-- Start of GIVEN DATA --

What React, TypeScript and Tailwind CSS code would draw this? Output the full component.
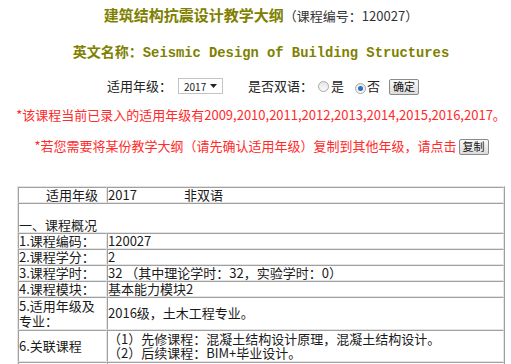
import React from "react";

const FONT = { fontFamily: '"Noto Sans CJK SC", "Noto Sans", sans-serif' };

function Radio({ checked }: { checked?: boolean }) {
  return (
    <span className="inline-flex w-[11px] h-[11px] rounded-full border border-[#a8a8a8] bg-gradient-to-b from-[#e6e6e6] to-[#fafafa] items-center justify-center">
      {checked && <span className="w-[5px] h-[5px] rounded-full bg-[#2a6fc0]" />}
    </span>
  );
}

function SmallButton({ label }: { label: string }) {
  return (
    <span className="inline-flex items-center justify-center w-[30px] h-[16px] rounded-[2px] border border-[#8a8a8a] bg-gradient-to-b from-[#fafafa] to-[#dcdcdc] text-[11px] leading-none text-[#111]">
      {label}
    </span>
  );
}

const td =
  "border border-t-[#a0a0a0] border-l-[#a0a0a0] border-r-[#e4e4e4] border-b-[#e4e4e4] p-0 align-middle";

export default function App() {
  return (
    <div className="min-h-screen bg-white text-[#1a1a1a]" style={FONT}>
      <div className="ml-[17px] w-[488px] pt-[4px]">
        {/* title */}
        <div className="text-center leading-[20px]">
          <span className="text-[15px] font-bold text-[#808000]">建筑结构抗震设计教学大纲</span>
          <span className="text-[13px] text-[#333]">（课程编号：120027）</span>
        </div>
        <div className="mt-[15px] text-center leading-[20px] text-[14px] font-bold text-[#808000]">
          英文名称：
          <span className="text-[13.8px]" style={{ fontFamily: '"Liberation Mono", "Noto Sans CJK SC", monospace' }}>
            Seismic Design of Building Structures
          </span>
        </div>

        {/* controls */}
        <div className="mt-[13px] flex items-center h-[18px] pl-[90px] text-[13px] text-[#222]">
          <span className="w-[71px]">适用年级：</span>
          <span className="w-[45px] h-[16px] border border-[#c4c4c4] bg-white flex items-center justify-between px-[5px] text-[10px]">
            2017
            <svg width="7" height="4" viewBox="0 0 7 4">
              <path d="M0 0h7L3.5 4z" fill="#222" />
            </svg>
          </span>
          <span className="ml-[25px] w-[70px]">是否双语：</span>
          <Radio />
          <span className="ml-[2px]">是</span>
          <span className="ml-[11px]"><Radio checked /></span>
          <span className="ml-[1px]">否</span>
          <span className="ml-[9px]"><SmallButton label="确定" /></span>
        </div>

        {/* notes */}
        <div className="mt-[12px] -mx-[10px] text-center whitespace-nowrap text-[13px] leading-[16px] text-[#ff2a2a]">
          *该课程当前已录入的适用年级有2009,2010,2011,2012,2013,2014,2015,2016,2017。
        </div>
        <div className="mt-[15px] flex items-center justify-center whitespace-nowrap text-[13px] leading-[16px] text-[#ff2a2a] pl-[1px]">
          <span>*若您需要将某份教学大纲（请先确认适用年级）复制到其他年级，请点击</span>
          <span className="ml-[2px]"><SmallButton label="复制" /></span>
        </div>

        {/* syllabus table */}
        <table className="mt-[31px] w-full table-fixed border-separate border-spacing-0 border border-t-[#e4e4e4] border-l-[#e4e4e4] border-r-[#a0a0a0] border-b-[#a0a0a0] text-[13px] leading-[14px]">
          <colgroup>
            <col className="w-[89px]" />
            <col />
          </colgroup>
          <tbody>
            <tr>
              <td className={`${td} text-right pr-[8px]`}>适用年级</td>
              <td className={td}>
                2017<span className="ml-[47px]">非双语</span>
              </td>
            </tr>
            <tr>
              <td className={`${td} align-bottom`} colSpan={2}>
                <br />
                一、课程概况
              </td>
            </tr>
            <tr>
              <td className={td}>1.课程编码：</td>
              <td className={td}>120027</td>
            </tr>
            <tr>
              <td className={td}>2.课程学分：</td>
              <td className={td}>2</td>
            </tr>
            <tr>
              <td className={td}>3.课程学时：</td>
              <td className={td}>32 （其中理论学时：32，实验学时：0）</td>
            </tr>
            <tr>
              <td className={td}>4.课程模块：</td>
              <td className={td}>基本能力模块2</td>
            </tr>
            <tr>
              <td className={`${td} h-[33px] leading-[15px]`}>
                5.适用年级及
                <br />
                专业：
              </td>
              <td className={td}>2016级，土木工程专业。</td>
            </tr>
            <tr>
              <td className={`${td} h-[32px]`}>6.关联课程</td>
              <td className={td}>
                （1）先修课程：混凝土结构设计原理，混凝土结构设计。
                <br />
                （2）后续课程：BIM+毕业设计。
              </td>
            </tr>
            <tr>
              <td className={td}>7.课程目标</td>
              <td className={td}>
                本课程是土木工程专业的一门专业课，主要讲授结构抗震设计的基本原理与方法。
              </td>
            </tr>
          </tbody>
        </table>
      </div>
    </div>
  );
}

-- End of GIVEN DATA --

• **INSTRUCTION**: All of the data above should be quoted exactly, except for the pictures.

• **FINISHED TASK**:
What React, TypeScript and Tailwind CSS code would draw this? Output the full component.
import React from "react";

const FONT = { fontFamily: '"Noto Sans CJK SC", "Noto Sans", sans-serif' };

function Radio({ checked }: { checked?: boolean }) {
  return (
    <span className="inline-flex w-[11px] h-[11px] rounded-full border border-[#a8a8a8] bg-gradient-to-b from-[#e6e6e6] to-[#fafafa] items-center justify-center">
      {checked && <span className="w-[5px] h-[5px] rounded-full bg-[#2a6fc0]" />}
    </span>
  );
}

function SmallButton({ label }: { label: string }) {
  return (
    <span className="inline-flex items-center justify-center w-[30px] h-[16px] rounded-[2px] border border-[#8a8a8a] bg-gradient-to-b from-[#fafafa] to-[#dcdcdc] text-[11px] leading-none text-[#111]">
      {label}
    </span>
  );
}

const td =
  "border border-t-[#a0a0a0] border-l-[#a0a0a0] border-r-[#e4e4e4] border-b-[#e4e4e4] p-0 align-middle";

export default function App() {
  return (
    <div className="min-h-screen bg-white text-[#1a1a1a]" style={FONT}>
      <div className="ml-[17px] w-[488px] pt-[4px]">
        {/* title */}
        <div className="text-center leading-[20px]">
          <span className="text-[15px] font-bold text-[#808000]">建筑结构抗震设计教学大纲</span>
          <span className="text-[13px] text-[#333]">（课程编号：120027）</span>
        </div>
        <div className="mt-[15px] text-center leading-[20px] text-[14px] font-bold text-[#808000]">
          英文名称：
          <span className="text-[13.8px]" style={{ fontFamily: '"Liberation Mono", "Noto Sans CJK SC", monospace' }}>
            Seismic Design of Building Structures
          </span>
        </div>

        {/* controls */}
        <div className="mt-[13px] flex items-center h-[18px] pl-[90px] text-[13px] text-[#222]">
          <span className="w-[71px]">适用年级：</span>
          <span className="w-[45px] h-[16px] border border-[#c4c4c4] bg-white flex items-center justify-between px-[5px] text-[10px]">
            2017
            <svg width="7" height="4" viewBox="0 0 7 4">
              <path d="M0 0h7L3.5 4z" fill="#222" />
            </svg>
          </span>
          <span className="ml-[25px] w-[70px]">是否双语：</span>
          <Radio />
          <span className="ml-[2px]">是</span>
          <span className="ml-[11px]"><Radio checked /></span>
          <span className="ml-[1px]">否</span>
          <span className="ml-[9px]"><SmallButton label="确定" /></span>
        </div>

        {/* notes */}
        <div className="mt-[12px] -mx-[10px] text-center whitespace-nowrap text-[13px] leading-[16px] text-[#ff2a2a]">
          *该课程当前已录入的适用年级有2009,2010,2011,2012,2013,2014,2015,2016,2017。
        </div>
        <div className="mt-[15px] flex items-center justify-center whitespace-nowrap text-[13px] leading-[16px] text-[#ff2a2a] pl-[1px]">
          <span>*若您需要将某份教学大纲（请先确认适用年级）复制到其他年级，请点击</span>
          <span className="ml-[2px]"><SmallButton label="复制" /></span>
        </div>

        {/* syllabus table */}
        <table className="mt-[31px] w-full table-fixed border-separate border-spacing-0 border border-t-[#e4e4e4] border-l-[#e4e4e4] border-r-[#a0a0a0] border-b-[#a0a0a0] text-[13px] leading-[14px]">
          <colgroup>
            <col className="w-[89px]" />
            <col />
          </colgroup>
          <tbody>
            <tr>
              <td className={`${td} text-right pr-[8px]`}>适用年级</td>
              <td className={td}>
                2017<span className="ml-[47px]">非双语</span>
              </td>
            </tr>
            <tr>
              <td className={`${td} align-bottom`} colSpan={2}>
                <br />
                一、课程概况
              </td>
            </tr>
            <tr>
              <td className={td}>1.课程编码：</td>
              <td className={td}>120027</td>
            </tr>
            <tr>
              <td className={td}>2.课程学分：</td>
              <td className={td}>2</td>
            </tr>
            <tr>
              <td className={td}>3.课程学时：</td>
              <td className={td}>32 （其中理论学时：32，实验学时：0）</td>
            </tr>
            <tr>
              <td className={td}>4.课程模块：</td>
              <td className={td}>基本能力模块2</td>
            </tr>
            <tr>
              <td className={`${td} h-[33px] leading-[15px]`}>
                5.适用年级及
                <br />
                专业：
              </td>
              <td className={td}>2016级，土木工程专业。</td>
            </tr>
            <tr>
              <td className={`${td} h-[32px]`}>6.关联课程</td>
              <td className={td}>
                （1）先修课程：混凝土结构设计原理，混凝土结构设计。
                <br />
                （2）后续课程：BIM+毕业设计。
              </td>
            </tr>
            <tr>
              <td className={td}>7.课程目标</td>
              <td className={td}>
                本课程是土木工程专业的一门专业课，主要讲授结构抗震设计的基本原理与方法。
              </td>
            </tr>
          </tbody>
        </table>
      </div>
    </div>
  );
}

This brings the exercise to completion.